Quando conhecemos Adèle Lewly (só posteriormente seu verdadeiro nome será revelado) ela está desembarcando na América, após longa viagem de navio. Sem ter para onde ir e com o dinheiro contado, pede para o motorista que a leve até uma pousada de família, simpática e não muito cara. Aos poucos seus planos vão sendo revelados: está atrás do oficial Albert Pinson (Bruce Robinson, que depois seria indicado ao Oscar pelo roteiro de Os Gritos do Silêncio, 1984, e que há pouco dirigiu Johnny Depp em Diário de um Jornalista Bêbado, 2011), recém enviado pelo exército francês para prestar serviço neste novo posto. Mas quem imagina que ele está ansioso esperando por ela, muito se engana. O coitado recebe a notícia da presença dela na vila com desdém, e ao procurá-la, dias depois, tem apenas um objetivo: reafirmar sua total falta de interesse nela. O que uma vez houve entre os dois já acabou, e daquilo ele prefere nem guardar lembranças. Mas quem diz que a garota entende o recado? Visivelmente desequilibrada, prefere seguir agindo como se ignorasse os fatos óbvios que se desenrolam em sua frente, acreditando mais no que se passava em sua mente do que no que de concreto se sucedia. E a partir de então passa a mentir: para a família, para os hospedeiros, para os poucos laços que estabelece naquele novo local – o livreiro, o rapaz dos correios. Mas, principalmente, para si mesma.

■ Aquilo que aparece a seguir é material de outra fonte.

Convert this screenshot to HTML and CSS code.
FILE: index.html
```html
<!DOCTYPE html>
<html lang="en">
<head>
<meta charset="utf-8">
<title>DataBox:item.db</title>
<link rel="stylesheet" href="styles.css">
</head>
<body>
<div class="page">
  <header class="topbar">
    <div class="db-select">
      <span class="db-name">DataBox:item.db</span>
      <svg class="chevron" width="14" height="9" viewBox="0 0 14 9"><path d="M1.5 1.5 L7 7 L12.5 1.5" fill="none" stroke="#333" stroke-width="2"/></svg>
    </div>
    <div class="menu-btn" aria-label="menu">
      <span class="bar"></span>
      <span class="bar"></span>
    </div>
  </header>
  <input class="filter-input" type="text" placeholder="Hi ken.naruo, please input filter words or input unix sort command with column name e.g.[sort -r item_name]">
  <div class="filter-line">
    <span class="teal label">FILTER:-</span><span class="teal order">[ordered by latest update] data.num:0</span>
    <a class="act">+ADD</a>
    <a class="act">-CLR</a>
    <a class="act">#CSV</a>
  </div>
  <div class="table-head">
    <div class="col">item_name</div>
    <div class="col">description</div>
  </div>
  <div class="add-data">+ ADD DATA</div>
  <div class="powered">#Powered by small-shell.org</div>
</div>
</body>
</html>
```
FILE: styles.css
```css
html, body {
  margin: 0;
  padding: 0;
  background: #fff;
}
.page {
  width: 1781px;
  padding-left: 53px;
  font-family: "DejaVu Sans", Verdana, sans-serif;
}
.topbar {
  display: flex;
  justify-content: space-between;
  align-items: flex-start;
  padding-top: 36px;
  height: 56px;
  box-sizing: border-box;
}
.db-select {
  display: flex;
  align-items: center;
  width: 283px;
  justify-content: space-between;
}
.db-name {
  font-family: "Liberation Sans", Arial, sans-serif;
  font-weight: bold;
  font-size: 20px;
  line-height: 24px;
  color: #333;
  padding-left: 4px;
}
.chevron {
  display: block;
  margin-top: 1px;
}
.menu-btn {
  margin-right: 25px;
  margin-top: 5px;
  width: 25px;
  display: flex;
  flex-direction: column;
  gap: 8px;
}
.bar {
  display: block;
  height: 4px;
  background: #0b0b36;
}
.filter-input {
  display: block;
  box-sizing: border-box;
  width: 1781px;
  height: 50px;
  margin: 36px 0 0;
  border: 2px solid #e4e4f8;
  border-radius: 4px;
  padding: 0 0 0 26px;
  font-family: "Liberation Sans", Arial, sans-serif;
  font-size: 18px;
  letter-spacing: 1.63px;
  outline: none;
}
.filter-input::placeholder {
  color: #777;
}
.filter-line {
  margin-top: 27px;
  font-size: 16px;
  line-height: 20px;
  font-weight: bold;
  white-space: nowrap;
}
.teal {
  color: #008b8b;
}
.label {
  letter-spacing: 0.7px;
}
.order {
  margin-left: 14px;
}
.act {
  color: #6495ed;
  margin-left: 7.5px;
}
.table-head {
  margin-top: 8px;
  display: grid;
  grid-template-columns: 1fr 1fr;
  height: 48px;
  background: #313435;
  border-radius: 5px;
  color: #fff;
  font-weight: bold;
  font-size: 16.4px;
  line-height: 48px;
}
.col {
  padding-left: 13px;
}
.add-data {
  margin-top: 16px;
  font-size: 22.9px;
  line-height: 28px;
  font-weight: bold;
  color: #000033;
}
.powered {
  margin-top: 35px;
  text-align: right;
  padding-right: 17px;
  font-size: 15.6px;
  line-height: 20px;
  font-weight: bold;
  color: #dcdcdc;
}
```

A presença de Truffaut, neste filme, é mais do que discreta – mesmo uma rápida participação como ator, como um dos militares, é tão rápida que se assemelha às figurações de Hitchcock em seus próprios trabalhos. Se pouco vemos sinais do seu cinema de costumes, mais íntimo e pessoal, o identificamos nos detalhes, no inconsciente, no estudo de personagem que desenvolve a partir das ações e reações de sua protagonista: Adèle cria e recria, a cada instante, um novo mundo, e qualquer sinal de mudança e melhora logo é esclarecido como um mergulho ainda mais profundo na loucura que vai desenvolvendo. A paixão, aqui, não é arrebatadora, muito menos libertadora. Ela consome, destrói e perverte, arrasando com quem dela deveria se nutrir, até o último suspiro. E, no final, o que sobra é somente o preto das roupas, pois os sentimentos já se foram há um bom tempo.
Com o formato escolhido para narrar A História de Adèle H., quem ganha espaço é uma hipnotizante Isabelle Adjani, num desempenho nunca menos do que arrebatador. Por esse trabalho ela concorreu ao Oscar e ao César, além de ter sido escolhida como Melhor Atriz pelo National Board of Review e pela Sociedade Nacional dos Críticos de Cinema dos EUA. Mas o diretor não ficou para trás, e seu sensível exercício como realizador foi compensado com o prêmio de Melhor Filme do ano pelo Sindicato dos Críticos de Cinema da França. Repleto de informações extra-fílmicas, esta obra termina numa nota de ironia trágica, mostrando que mesmo após as mais turbulentas tempestades a bonança ainda irá surgir, mesmo que nunca na forma esperada. Não se trata de um longa fácil de ser assistido e muito menos algo apaixonante, mas ainda assim possui qualidades suficientes para justificar a assinatura deste que é um dos maiores realizadores do cinema francês.